For media inquiries, please contact:
Emily Breslin, Governor’s Office of Planning and Research, (916) 601-3236
Albert Lundeen, California Natural Resources Agency, (916) 628-5467
SACRAMENTO — With climate change driving greater extremes in weather, the California Natural Resources Agency and Governor’s Office of Planning and Research, together with state agency partners, today released a draft Extreme Heat Action Plan to protect communities around the state. This action plan outlines a strategic and comprehensive set of state actions to adapt and build resilience to extreme heat.
California’s best climate science projects that every corner of the state will be impacted in years and decades to come by higher average temperatures and more frequent and severe heat waves. Extreme heat threatens public health and safety, economic prosperity, and communities and natural systems, with profoundly disproportionate consequences for the most vulnerable Californians.
The development of the draft action plan was initiated through the state’s 2021 update to California’s Climate Adaptation Strategy, during which the need for an up-to-date comprehensive, interagency approach to extreme heat was identified early on. To meet this need, the state committed to updating the 2013 report “Preparing California for Extreme Heat Guidance and Recommendations.”

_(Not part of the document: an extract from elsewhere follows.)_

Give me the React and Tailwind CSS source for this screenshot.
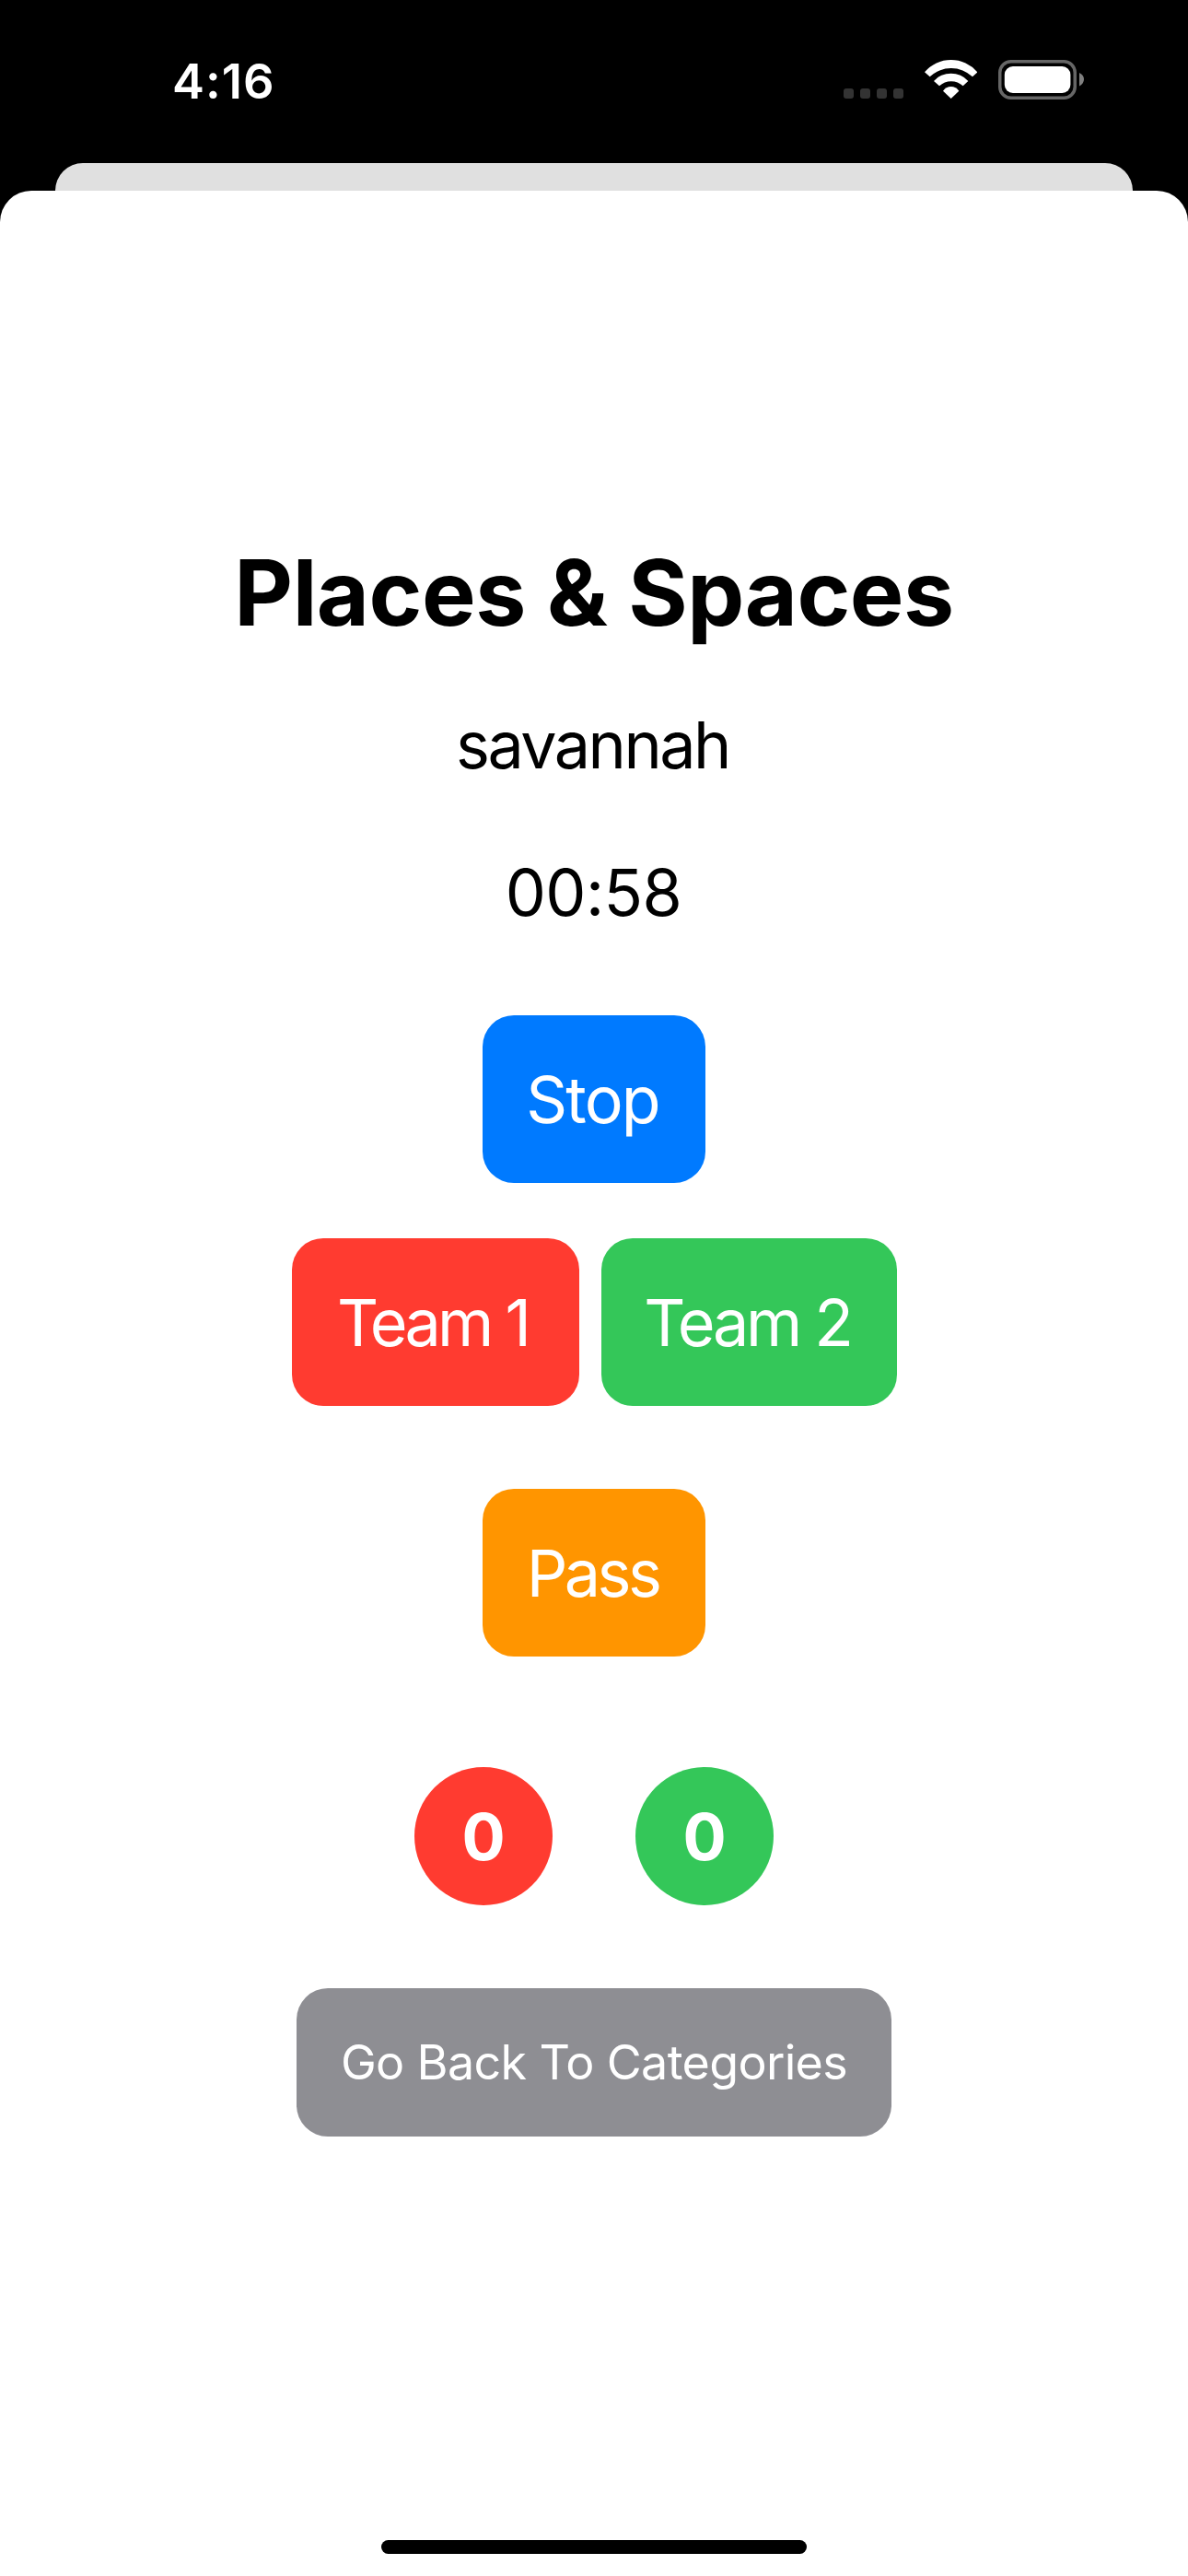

The substance and organization of the Extreme Heat Action Plan was guided by extensive public engagement. In addition to input received through ten regional workshops and numerous consultations with California Native American tribes, the state held an Extreme Heat Workshop Series to gather recommendations on priority state actions and areas of focus for the action plan. The final workshops in this series will be held on January 24, 2022, to solicit feedback on this draft.
The draft action plan identifies existing and recommended state actions to address extreme heat, and identifies eight areas of near-term focus:
- Implementing a statewide public health monitoring system to identify heat illness events early, monitor trends, and track illnesses and deaths.
- Cooling schools in heat-vulnerable communities and support for climate-smart planning.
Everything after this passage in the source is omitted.